Tomorrow a court in San Antonio, Texas, will begin selecting jurors for the trial of 11 members of the Branch Davidian sect, including three Britons, accused of conspiring to murder US law enforcement agents. If found guilty, they could be jailed for life.

The case is another chapter in a saga which has proved acutely embarrassing to the US authorities, but has yet to be satisfactorily brought to a close. The bodies of 40 cult members remain on ice in a morgue at Fort Worth, awaiting identification. Opinions still differ over who bears ultimate responsibility for their deaths, and those of about 40 other Davidians.

Much of the trial is likely to focus on the bungled raid last February on 'Ranch Apocalypse', the cult's fortress headquarters outside Waco, by the US Bureau of Alcohol, Tobacco and Firearms (ATF), in which four of its agents were killed. A government investigation into the operation, in which 100 ATF agents stormed the compound in search of illegal weapons, condemned it as poorly planned and ill-executed.

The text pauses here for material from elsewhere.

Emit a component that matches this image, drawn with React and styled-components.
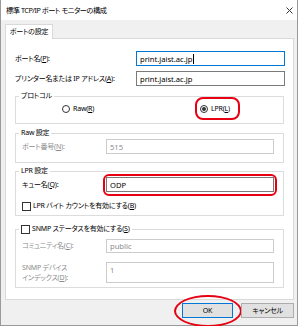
import React from 'react';
import styled, { createGlobalStyle } from 'styled-components';

const GlobalStyle = createGlobalStyle`
  html, body {
    margin: 0;
    padding: 0;
    background: #ffffff;
  }
  body {
    font-family: "Noto Sans", "Noto Sans CJK JP", sans-serif;
    font-size: 7px;
    letter-spacing: -0.2px;
    font-feature-settings: "palt" 1;
    color: #000000;
  }
  u {
    text-underline-offset: 1px;
  }
`;

const App = () => {
  return (
    <>
      <GlobalStyle />
      <Window>
        <TitleBar>
          <Title>標準 TCP/IP ポート モニターの構成</Title>
          <CloseIcon width="7" height="7" viewBox="0 0 7 7">
            <path d="M0.5 0.5 L6.5 6.5 M6.5 0.5 L0.5 6.5" stroke="#333333" strokeWidth="1" />
          </CloseIcon>
        </TitleBar>
        <Body>
          <TabStrip>
            <Tab>ポートの設定</Tab>
          </TabStrip>
          <Panel>
            <FieldRow $top={12}>
              <Label>ポート名(<u>P</u>):</Label>
              <Field $focus>
                print.jaist.ac.jp<Caret />
              </Field>
            </FieldRow>
            <FieldRow $top={5}>
              <Label>プリンター名または IP アドレス(<u>A</u>):</Label>
              <Field>print.jaist.ac.jp</Field>
            </FieldRow>

            <Group $top={4} $height={34}>
              <Legend>プロトコル</Legend>
              <RadioRow>
                <Choice>
                  <Radio />
                  <span>Raw(<u>R</u>)</span>
                </Choice>
                <Choice $marked>
                  <Radio $checked />
                  <span>LPR(<u>L</u>)</span>
                </Choice>
              </RadioRow>
            </Group>

            <Group $top={3} $height={36}>
              <Legend>Raw 設定</Legend>
              <GroupRow $top={0}>
                <Label $disabled>ポート番号(<u>N</u>):</Label>
                <Field $disabled>515</Field>
              </GroupRow>
            </Group>

            <Group $top={2} $height={51}>
              <Legend>LPR 設定</Legend>
              <GroupRow $top={0}>
                <Label>キュー名(<u>Q</u>):</Label>
                <Marked>
                  <Field>ODP</Field>
                </Marked>
              </GroupRow>
              <CheckRow>
                <Check />
                <span>LPR バイト カウントを有効にする(<u>B</u>)</span>
              </CheckRow>
            </Group>

            <Group $top={7} $height={65}>
              <Legend>
                <Check />
                <span>SNMP ステータスを有効にする(<u>S</u>)</span>
              </Legend>
              <GroupRow $top={4} $height={14}>
                <Label $disabled>コミュニティ名(<u>C</u>):</Label>
                <Field $disabled>public</Field>
              </GroupRow>
              <GroupRow $top={9} $height={16}>
                <Label $disabled $stack>
                  SNMP デバイス
                  <br />
                  インデックス(<u>D</u>):
                </Label>
                <Field $disabled $alignTop>1</Field>
              </GroupRow>
            </Group>
          </Panel>
          <ButtonRow>
            <Button $default>OK</Button>
            <Button>キャンセル</Button>
          </ButtonRow>
        </Body>
      </Window>
    </>
  );
};

const Window = styled.div`
  width: 298px;
  height: 326px;
  box-sizing: border-box;
  border: 1px solid #9a9a9a;
  border-top: none;
  display: flex;
  flex-direction: column;
  background: #f0f0f0;
`;

const TitleBar = styled.div`
  height: 20px;
  flex: none;
  background: #ffffff;
  display: flex;
  align-items: center;
  justify-content: space-between;
  padding: 0 4px 0 5px;
`;

const Title = styled.div`
  font-size: 7.2px;
  letter-spacing: -0.45px;
  line-height: 12px;
`;

const CloseIcon = styled.svg`
  display: block;
`;

const Body = styled.div`
  flex: 1;
  display: flex;
  flex-direction: column;
  padding: 4px 3px 0 4px;
`;

const TabStrip = styled.div`
  display: flex;
  height: 14px;
`;

const Tab = styled.div`
  position: relative;
  z-index: 1;
  width: 48px;
  height: 15px;
  box-sizing: border-box;
  background: #ffffff;
  border: 1px solid #d9d9d9;
  border-bottom: none;
  display: flex;
  align-items: center;
  justify-content: center;
  line-height: 12px;
`;

const Panel = styled.div`
  height: 262px;
  box-sizing: border-box;
  background: #ffffff;
  border: 1px solid #d9d9d9;
  padding: 0 9px;
  display: flex;
  flex-direction: column;
`;

const FieldRow = styled.div`
  display: grid;
  grid-template-columns: 121px 1fr;
  align-items: center;
  height: 15px;
  margin-top: ${p => p.$top}px;
  margin-right: -1px;
`;

const Label = styled.div`
  line-height: ${p => (p.$stack ? '10px' : '12px')};
  white-space: nowrap;
  color: ${p => (p.$disabled ? '#8c8c8c' : '#000000')};
  align-self: ${p => (p.$stack ? 'start' : 'center')};
  margin-top: ${p => (p.$stack ? '1px' : '0')};
`;

const Field = styled.div`
  height: 100%;
  box-sizing: border-box;
  background: #ffffff;
  border: 1px solid ${p => (p.$focus ? '#0078d7' : p.$disabled ? '#cccccc' : '#7a7a7a')};
  color: ${p => (p.$disabled ? '#8c8c8c' : '#000000')};
  padding: ${p => (p.$alignTop ? '1px 3px 0' : '0 3px')};
  display: flex;
  align-items: ${p => (p.$alignTop ? 'flex-start' : 'center')};
  line-height: 12px;
  font-family: "Noto Sans", sans-serif;
  font-size: 7.6px;
  letter-spacing: 0;
`;

const Caret = styled.span`
  display: inline-block;
  width: 1px;
  height: 10px;
  background: #000000;
  margin-left: 1px;
`;

const Group = styled.fieldset`
  margin: ${p => p.$top}px 0 0;
  padding: 0 9px 0 6px;
  height: ${p => p.$height}px;
  box-sizing: border-box;
  border: 1px solid #dcdcdc;
  min-width: 0;
`;

const Legend = styled.legend`
  margin-left: -3px;
  padding: 0 2px;
  height: 12px;
  line-height: 12px;
  display: flex;
  align-items: center;
  gap: 2px;
`;

const RadioRow = styled.div`
  display: grid;
  grid-template-columns: 138px auto;
  justify-content: start;
  align-items: center;
  height: 14px;
  padding-left: 40px;
`;

const Choice = styled.div`
  position: relative;
  display: flex;
  align-items: center;
  gap: 3px;
  height: 12px;
  line-height: 12px;
  justify-self: start;

  &::after {
    content: '';
    display: ${p => (p.$marked ? 'block' : 'none')};
    position: absolute;
    left: -5px;
    right: -10px;
    top: -6px;
    bottom: -5px;
    border: 2px solid #e60012;
    border-radius: 8px;
  }
`;

const Radio = styled.span`
  width: 8px;
  height: 8px;
  box-sizing: border-box;
  border: 1px solid #333333;
  border-radius: 50%;
  display: flex;
  align-items: center;
  justify-content: center;

  &::before {
    content: '';
    display: ${p => (p.$checked ? 'block' : 'none')};
    width: 4px;
    height: 4px;
    border-radius: 50%;
    background: #333333;
  }
`;

const GroupRow = styled.div`
  display: grid;
  grid-template-columns: 84px 1fr;
  align-items: center;
  height: ${p => p.$height || 15}px;
  margin-top: ${p => p.$top}px;
`;

const Marked = styled.div`
  position: relative;
  height: 100%;

  &::after {
    content: '';
    position: absolute;
    left: -3px;
    right: -3px;
    top: -3px;
    bottom: -4px;
    border: 2px solid #e60012;
    border-radius: 6px;
  }
`;

const CheckRow = styled.div`
  display: flex;
  align-items: center;
  gap: 2px;
  height: 12px;
  line-height: 12px;
  margin-top: 8px;
`;

const Check = styled.span`
  width: 9px;
  height: 9px;
  box-sizing: border-box;
  border: 1px solid #333333;
  background: #ffffff;
  flex: none;
`;

const ButtonRow = styled.div`
  display: flex;
  justify-content: flex-end;
  gap: 8px;
  margin-top: 3px;
`;

const Button = styled.div`
  position: relative;
  width: ${p => (p.$default ? '51px' : '53px')};
  height: 15px;
  box-sizing: border-box;
  background: #e1e1e1;
  border: 1px solid ${p => (p.$default ? '#0078d7' : '#adadad')};
  display: flex;
  align-items: center;
  justify-content: center;
  line-height: 12px;

  &::after {
    content: '';
    display: ${p => (p.$default ? 'block' : 'none')};
    position: absolute;
    left: -9px;
    right: -10px;
    top: -9px;
    bottom: -10px;
    border: 2px solid #e60012;
    border-radius: 50%;
  }
`;

export default App;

The Davidians had been tipped off about the raid, which led to a 51-day siege and, finally, to a tear-gas assault on the compound by FBI tanks on 19 April. Koresh and most of his followers, including 24 Britons, died, either burnt alive in the ensuing fire or from gunshot wounds. Only nine survived - although 21 children and 16 adults had left earlier.

According to a grand jury indictment, the 11 cult members conspired in a 'holy war' that Koresh was trying to wage against the US from his countryside fort, where he had amassed a vast arsenal. When the FBI tanks rolled in, the indictment alleges, Koresh ordered the cult's immolation. Survivors have disputed this, saying the tanks knocked over lamps which started the flames.

The defendants, who face multiple charges, include Renos Avraam, 29, and Norman Allison, 28, both from Manchester, and Livingstone Fagan, 32, from Nottingham. All three, according to the authorities, were members of Koresh's machine-gun-toting praetorian guard, the 'Mighty Men'.

The indictment says Mr Avraam and Mr Fagan, a defrocked pastor who lost his mother and wife in the blaze, 'did change into camouflage /combat uniform and equipment, gather their pistols and rifles, load magazines, distribute hand-grenades, assume ambush positions and engage in other conduct designed to kill ATF agents'.

US proscecutors have already scored one triumph. They have recruited the support of another surviving Davidian, Kathryn Schroeder, who is expected to give evidence against her former fellow worshippers, after striking a plea bargain. But they still face a tough job.

When the ATF assault occurred, there was an outcry from many Americans who felt that the federal authorities had little justification for interfering with an obscure cult (albeit armed to the teeth), which appeared to be minding its own business.

The decision to try the survivors is seen by some as a retrospective attempt by the US government to switch blame for the tragedy to a few cult survivors. A jury of Texans, no admirers of federal intrusions, may just feel the same way.